Ask HN: Is there any point in getting an MBA as a SWE? - baron816
Had an animated discussion with a very young software engineer yesterday. He said he planned to go get an MBA in a few years so that he could get into management and eventually become a high level executive at a big tech company. I expressed skepticism that an MBA would be either necessary or helpful in that pursuit. Any high level engineering managers here know much about what an MBA gets you in tech?
======
CyberFonic
MBA courses are oriented towards the needs of large corporations. Thus large
tech companies do value MBAs, it becomes a case of being competent in two
areas instead of just one. That would lead to more opportunities for
promotions into the management tiers.

In startups and small companies, an MBA might be useful, but probably won't
lead to better job opportunities.

One of the less mentioned benefits of an MBA is the network that you establish
during the course.

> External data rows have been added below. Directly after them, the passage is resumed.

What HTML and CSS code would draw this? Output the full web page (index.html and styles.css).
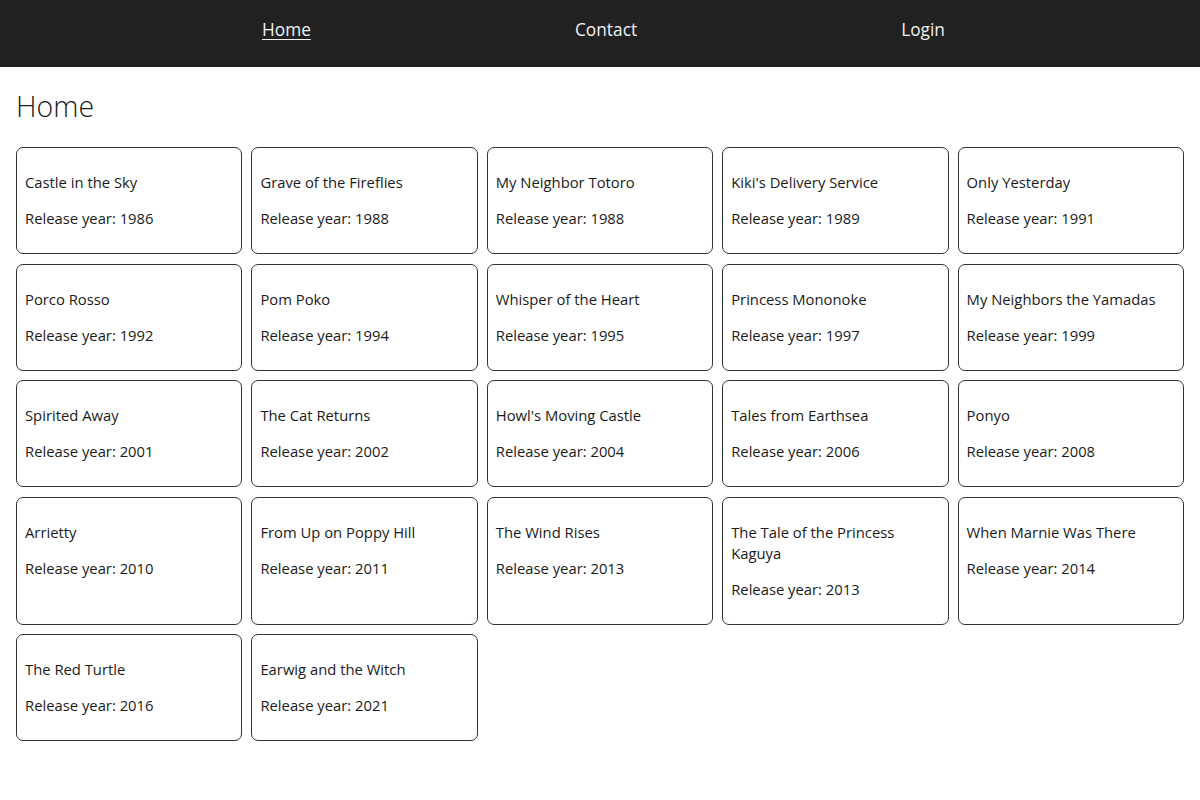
FILE: index.html
```html
<!DOCTYPE html>
<html lang="en">
<head>
<meta charset="utf-8">
<title>Ghibli Films</title>
<link rel="stylesheet" href="styles.css">
</head>
<body>
<nav class="topnav">
  <ul class="nav-list">
    <li><a class="nav-link active" href="#">Home</a></li>
    <li><a class="nav-link" href="#">Contact</a></li>
    <li><a class="nav-link" href="#">Login</a></li>
  </ul>
</nav>
<main class="content">
  <h1 class="page-title">Home</h1>
  <div class="film-grid">
    <div class="film-card"><p class="film-title">Castle in the Sky</p><p class="film-year">Release year: 1986</p></div>
    <div class="film-card"><p class="film-title">Grave of the Fireflies</p><p class="film-year">Release year: 1988</p></div>
    <div class="film-card"><p class="film-title">My Neighbor Totoro</p><p class="film-year">Release year: 1988</p></div>
    <div class="film-card"><p class="film-title">Kiki's Delivery Service</p><p class="film-year">Release year: 1989</p></div>
    <div class="film-card"><p class="film-title">Only Yesterday</p><p class="film-year">Release year: 1991</p></div>
    <div class="film-card"><p class="film-title">Porco Rosso</p><p class="film-year">Release year: 1992</p></div>
    <div class="film-card"><p class="film-title">Pom Poko</p><p class="film-year">Release year: 1994</p></div>
    <div class="film-card"><p class="film-title">Whisper of the Heart</p><p class="film-year">Release year: 1995</p></div>
    <div class="film-card"><p class="film-title">Princess Mononoke</p><p class="film-year">Release year: 1997</p></div>
    <div class="film-card"><p class="film-title">My Neighbors the Yamadas</p><p class="film-year">Release year: 1999</p></div>
    <div class="film-card"><p class="film-title">Spirited Away</p><p class="film-year">Release year: 2001</p></div>
    <div class="film-card"><p class="film-title">The Cat Returns</p><p class="film-year">Release year: 2002</p></div>
    <div class="film-card"><p class="film-title">Howl's Moving Castle</p><p class="film-year">Release year: 2004</p></div>
    <div class="film-card"><p class="film-title">Tales from Earthsea</p><p class="film-year">Release year: 2006</p></div>
    <div class="film-card"><p class="film-title">Ponyo</p><p class="film-year">Release year: 2008</p></div>
    <div class="film-card"><p class="film-title">Arrietty</p><p class="film-year">Release year: 2010</p></div>
    <div class="film-card"><p class="film-title">From Up on Poppy Hill</p><p class="film-year">Release year: 2011</p></div>
    <div class="film-card"><p class="film-title">The Wind Rises</p><p class="film-year">Release year: 2013</p></div>
    <div class="film-card"><p class="film-title">The Tale of the Princess Kaguya</p><p class="film-year">Release year: 2013</p></div>
    <div class="film-card"><p class="film-title">When Marnie Was There</p><p class="film-year">Release year: 2014</p></div>
    <div class="film-card"><p class="film-title">The Red Turtle</p><p class="film-year">Release year: 2016</p></div>
    <div class="film-card"><p class="film-title">Earwig and the Witch</p><p class="film-year">Release year: 2021</p></div>
  </div>
</main>
</body>
</html>
```

FILE: styles.css
```css
* { box-sizing: border-box; }

body {
  margin: 0;
  font-family: "Open Sans", "Liberation Sans", sans-serif;
  color: #1a1a1a;
  background: #fff;
}

.topnav {
  background: #212121;
  height: 67px;
}

.nav-list {
  list-style: none;
  margin: 0;
  padding: 18px 123px 0 130px;
  display: flex;
  justify-content: space-around;
}

.nav-link {
  color: #f2f2f2;
  text-decoration: none;
  font-size: 17.3px;
  line-height: 23.6px;
}

.nav-link.active {
  text-decoration: underline;
  text-underline-offset: 3px;
}

.content {
  padding: 0 16px;
}

.page-title {
  font-weight: 300;
  font-size: 28.5px;
  line-height: 38px;
  margin: 20px 0 22px;
}

.film-grid {
  display: grid;
  grid-template-columns: repeat(5, 1fr);
  gap: 9.5px 9px;
}

.film-card {
  border: 1px solid #333;
  border-radius: 7px;
  padding: 9px 8px;
  font-size: 14.8px;
  line-height: 21px;
}

.film-card p {
  margin: 15px 0;
}
```
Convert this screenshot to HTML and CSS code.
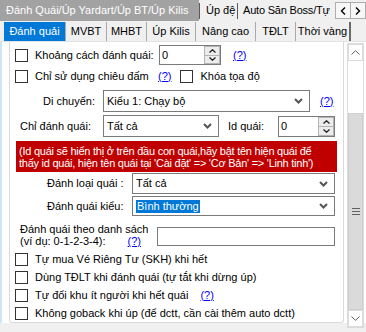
FILE: index.html
```html
<html>
<head>
<meta charset="utf-8">
<link rel="stylesheet" href="styles.css">
</head>
<body>

<div class="tabs-top">
  <div class="ttab active w199">Đánh Quái/Úp Yardart/Úp BT/Úp Kilis</div>
  <span class="vsep"></span>
  <div class="ttab w37">Úp đệ</div>
  <span class="vsep"></span>
  <div class="ttab clip">Auto Săn Boss/Tự</div>
  <div class="arrows">
    <span class="arr"><svg width="6" height="8" viewBox="0 0 6 8"><polyline points="5,0.5 1.5,4 5,7.5" fill="none" stroke="#000" stroke-width="1.4"/></svg></span>
    <span class="arr"><svg width="6" height="8" viewBox="0 0 6 8"><polyline points="1,0.5 4.5,4 1,7.5" fill="none" stroke="#000" stroke-width="1.4"/></svg></span>
  </div>
</div>

<div class="tabs-sub">
  <div class="stab active w62">Đánh quải</div>
  <div class="stab w41">MVBT</div>
  <div class="stab w40">MHBT</div>
  <div class="stab w49">Úp Kilis</div>
  <div class="stab w60">Nâng cao</div>
  <div class="stab w40">TĐLT</div>
  <div class="stab last w55">Thời vàng</div>
</div>

<div class="page">
  <div class="group">

    <div class="row ra">
      <span class="cb"></span>
      <span class="lbl w124">Khoảng cách đánh quái:</span>
      <div class="num w62">
        <span class="val">0</span>
        <div class="spin">
          <span class="sb"><svg width="7" height="4" viewBox="0 0 7 4"><polyline points="0.5,3.5 3.5,0.8 6.5,3.5" fill="none" stroke="#222" stroke-width="1.3"/></svg></span>
          <span class="sb"><svg width="7" height="4" viewBox="0 0 7 4"><polyline points="0.5,0.5 3.5,3.2 6.5,0.5" fill="none" stroke="#222" stroke-width="1.3"/></svg></span>
        </div>
      </div>
      <a class="help ml12">(?)</a>
    </div>

    <div class="row rb">
      <span class="cb"></span>
      <span class="lbl w123">Chỉ sử dụng chiêu đấm</span>
      <a class="help">(?)</a>
      <span class="cb ml9"></span>
      <span class="lbl">Khóa tọa độ</span>
    </div>

    <div class="row rc">
      <span class="txt ml33 w60">Di chuyển:</span>
      <div class="sel w207">
        <span>Kiểu 1: Chạy bộ</span>
        <svg class="chev" width="9" height="6" viewBox="0 0 9 6"><polyline points="1,1 4.5,4.5 8,1" fill="none" stroke="#555" stroke-width="2"/></svg>
      </div>
      <a class="help ml10">(?)</a>
    </div>

    <div class="row rd">
      <span class="txt ml10 w83">Chỉ đánh quái:</span>
      <div class="sel w116">
        <span>Tất cả</span>
        <svg class="chev" width="9" height="6" viewBox="0 0 9 6"><polyline points="1,1 4.5,4.5 8,1" fill="none" stroke="#555" stroke-width="2"/></svg>
      </div>
      <span class="txt ml9 w50">Id quái:</span>
      <div class="num w57 h21">
        <span class="val">0</span>
        <div class="spin">
          <span class="sb"><svg width="7" height="4" viewBox="0 0 7 4"><polyline points="0.5,3.5 3.5,0.8 6.5,3.5" fill="none" stroke="#222" stroke-width="1.3"/></svg></span>
          <span class="sb"><svg width="7" height="4" viewBox="0 0 7 4"><polyline points="0.5,0.5 3.5,3.2 6.5,0.5" fill="none" stroke="#222" stroke-width="1.3"/></svg></span>
        </div>
      </div>
    </div>

    <div class="note">(Id quái sẽ hiển thị ở trên đầu con quái,hãy bật tên hiện quái để<br>thấy id quái, hiện tên quái tại 'Cài đặt' =&gt; 'Cơ Bản' =&gt; 'Linh tinh')</div>

    <div class="row re">
      <span class="txt ml37 w85">Đánh loại quái :</span>
      <div class="sel w203 h21">
        <span>Tất cả</span>
        <svg class="chev" width="9" height="6" viewBox="0 0 9 6"><polyline points="1,1 4.5,4.5 8,1" fill="none" stroke="#555" stroke-width="2"/></svg>
      </div>
    </div>

    <div class="row rf">
      <span class="txt ml37 w85">Đánh quái kiểu:</span>
      <div class="sel w203 h20">
        <span class="hl">Bình thường</span>
        <svg class="chev" width="9" height="6" viewBox="0 0 9 6"><polyline points="1,1 4.5,4.5 8,1" fill="none" stroke="#555" stroke-width="2"/></svg>
      </div>
    </div>

    <div class="row rg">
      <span class="txt ml10 w137 two">Đánh quái theo danh sách<br>(ví dụ: 0-1-2-3-4):<a class="help ml22">(?)</a></span>
      <div class="input w178"></div>
    </div>

    <div class="row rk">
      <span class="cb"></span>
      <span class="lbl">Tự mua Vé Riêng Tư (SKH) khi hết</span>
    </div>
    <div class="row rk">
      <span class="cb"></span>
      <span class="lbl">Dùng TĐLT khi đánh quái (tự tắt khi dừng úp)</span>
    </div>
    <div class="row rk">
      <span class="cb"></span>
      <span class="lbl">Tự đổi khu ít người khi hết quái</span>
      <a class="help ml12">(?)</a>
    </div>
    <div class="row rk">
      <span class="cb"></span>
      <span class="lbl">Không goback khi úp (để dctt, cần cài thêm auto dctt)</span>
    </div>

  </div>

  <div class="vscroll">
    <span class="vbtn"><svg width="9" height="5" viewBox="0 0 9 5"><polyline points="0.5,4.5 4.5,0.7 8.5,4.5" fill="none" stroke="#606060" stroke-width="1"/></svg></span>
    <span class="track"></span>
    <span class="thumb"><svg width="8" height="7" viewBox="0 0 8 7"><rect x="0" y="0" width="8" height="1" fill="#606060"/><rect x="0" y="3" width="8" height="1" fill="#606060"/><rect x="0" y="6" width="8" height="1" fill="#606060"/></svg></span>
    <span class="vbtn"><svg width="9" height="5" viewBox="0 0 9 5"><polyline points="0.5,0.5 4.5,4.3 8.5,0.5" fill="none" stroke="#606060" stroke-width="1"/></svg></span>
  </div>
</div>

</body>
</html>
```

FILE: styles.css
```css
* {
  box-sizing: border-box;
}

body {
  margin: 0;
  width: 366px;
  height: 332px;
  overflow: hidden;
  background: #f0f0f0;
  color: #000;
  font-family: "Liberation Sans", Arial, sans-serif;
  font-size: 11px;
  line-height: 13px;
}

/* top tab strip */
.tabs-top {
  display: flex;
  height: 21px;
  align-items: center;
}

.ttab {
  height: 21px;
  padding: 4px 0 0 6px;
  white-space: nowrap;
  overflow: hidden;
}

.ttab.active {
  background: #a2a2a2;
  color: #fff;
}

.ttab.clip {
  flex: 1;
  padding-left: 5px;
  letter-spacing: -0.2px;
}

.vsep {
  width: 1px;
  height: 16px;
  background: #5a5a5a;
}

.arrows {
  display: flex;
  width: 31px;
  height: 17px;
}

.arr {
  flex: 1;
  display: flex;
  align-items: center;
  justify-content: center;
  border: 1px solid #adadad;
  background: #f7f7f7;
}

.arr + .arr {
  border-left: none;
}

/* second tab strip */
.tabs-sub {
  display: flex;
  height: 21px;
  padding: 1px 0 0 4px;
  border-bottom: 1px solid #e3e3e3;
}

.stab {
  height: 19px;
  padding-top: 3px;
  text-align: center;
  border-right: 1px solid #a9a9a9;
  white-space: nowrap;
}

.stab.active {
  background: #0078d7;
  color: #fff;
}

.stab.last {
  border-right: 2px solid #6a6a6a;
}

/* page */
.page {
  display: flex;
  height: 281px;
  background: #fff;
  border-left: 2px solid #cfe5f7;
}

.group {
  width: 335px;
  height: 281px;
  margin-left: 7px;
  border: 1px solid #dadada;
  border-top: none;
  border-radius: 0 0 3px 3px;
}

.row {
  display: flex;
  align-items: center;
  padding-left: 5px;
}

.ra { height: 20px; margin-top: 3px; }
.rb { height: 18px; margin-top: 2px; }
.rc { height: 22px; margin-top: 5px; padding-left: 0; }
.rd { height: 22px; margin-top: 3px; padding-left: 0; }
.re { height: 21px; margin-top: 1px; padding-left: 0; }
.rf { height: 20px; margin-top: 2px; padding-left: 0; }
.rg { height: 23px; margin-top: 7px; padding-left: 0; align-items: flex-start; }
.rk { height: 18px; }
.rg + .rk { margin-top: 4px; }

.cb {
  flex: none;
  width: 13px;
  height: 13px;
  border: 1px solid #333;
  background: #fff;
}

.lbl {
  margin-left: 7px;
  white-space: nowrap;
}

.txt {
  flex: none;
  white-space: nowrap;
}

.two {
  line-height: 12px;
}

.help {
  color: #0000ff;
  text-decoration: underline;
  white-space: nowrap;
}

/* controls */
.num {
  flex: none;
  display: flex;
  height: 20px;
  border: 1px solid #7a7a7a;
  background: #fff;
}

.val {
  flex: 1;
  padding: 3px 0 0 2px;
}

.spin {
  width: 16px;
  display: flex;
  flex-direction: column;
  background: #e8e8e8;
}

.sb {
  flex: 1;
  display: flex;
  align-items: center;
  justify-content: center;
  background: #ececec;
  border: 1px solid #b4b4b4;
}

.sb + .sb {
  border-top: none;
}

.sel {
  flex: none;
  display: flex;
  align-items: center;
  justify-content: space-between;
  height: 22px;
  padding: 0 6px 0 3px;
  border: 1px solid #7a7a7a;
  background: #fff;
  white-space: nowrap;
}

.hl {
  background: #0078d7;
  color: #fff;
  padding: 0 1px;
}

.input {
  flex: none;
  height: 19px;
  margin-top: 4px;
  border: 1px solid #7a7a7a;
  background: #fff;
}

.note {
  width: 321px;
  height: 31px;
  margin: 4px 0 0 6px;
  padding: 4px 3px 0;
  background: #c00000;
  color: #fff;
  line-height: 12px;
  letter-spacing: -0.25px;
  white-space: nowrap;
  overflow: hidden;
}

/* scrollbar */
.vscroll {
  flex: none;
  display: flex;
  flex-direction: column;
  width: 17px;
  height: 285px;
  margin: 1px 0 0 3px;
  border: 1px solid #dcdcdc;
  background: #fff;
}

.vbtn {
  height: 17px;
  display: flex;
  align-items: center;
  justify-content: center;
  border: 1px solid #dcdcdc;
  background: #fff;
}

.track {
  height: 52px;
}

.thumb {
  flex: 1;
  display: flex;
  align-items: center;
  justify-content: center;
  background: #dadada;
  border: 1px solid #cfcfcf;
}

/* sizes */
.w37 { width: 37px; flex: none; }
.w40 { width: 40px; }
.w41 { width: 41px; }
.w49 { width: 49px; }
.w50 { width: 50px; }
.w55 { width: 55px; }
.w57 { width: 57px; }
.w60 { width: 60px; }
.w62 { width: 62px; }
.w83 { width: 83px; }
.w85 { width: 85px; }
.w116 { width: 116px; }
.w123 { width: 123px; }
.w124 { width: 124px; }
.w137 { width: 137px; }
.w178 { width: 178px; }
.w199 { width: 199px; flex: none; }
.w203 { width: 203px; }
.w207 { width: 207px; }
.h20 { height: 20px; }
.h21 { height: 21px; }

.ml9 { margin-left: 9px; }
.ml10 { margin-left: 10px; }
.ml12 { margin-left: 12px; }
.ml22 { margin-left: 22px; }
.ml33 { margin-left: 33px; }
.ml37 { margin-left: 37px; }
```
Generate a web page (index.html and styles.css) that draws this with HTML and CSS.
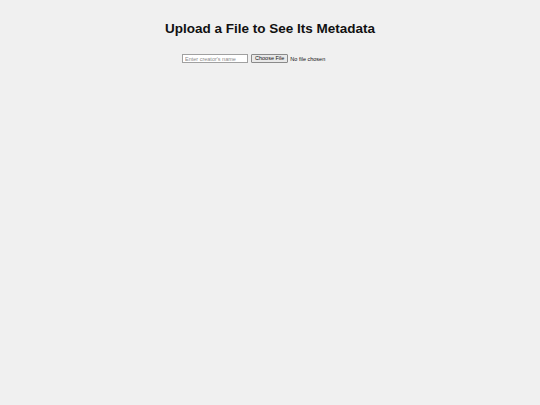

That could lead to job opportunities that you would
otherwise not discover.

To become a high level executive doesn't require an MBA, it requires a track
record of increasing profits and making sales. Being a good micro-manager
simply means that you stay stuck at the middle management levels.

------
rogerkirkness
It depends on the company. Amazon values MBAs highly enough that it would
probably we worth it if you wanted to work there in management. Most other
modern tech companies, probably not.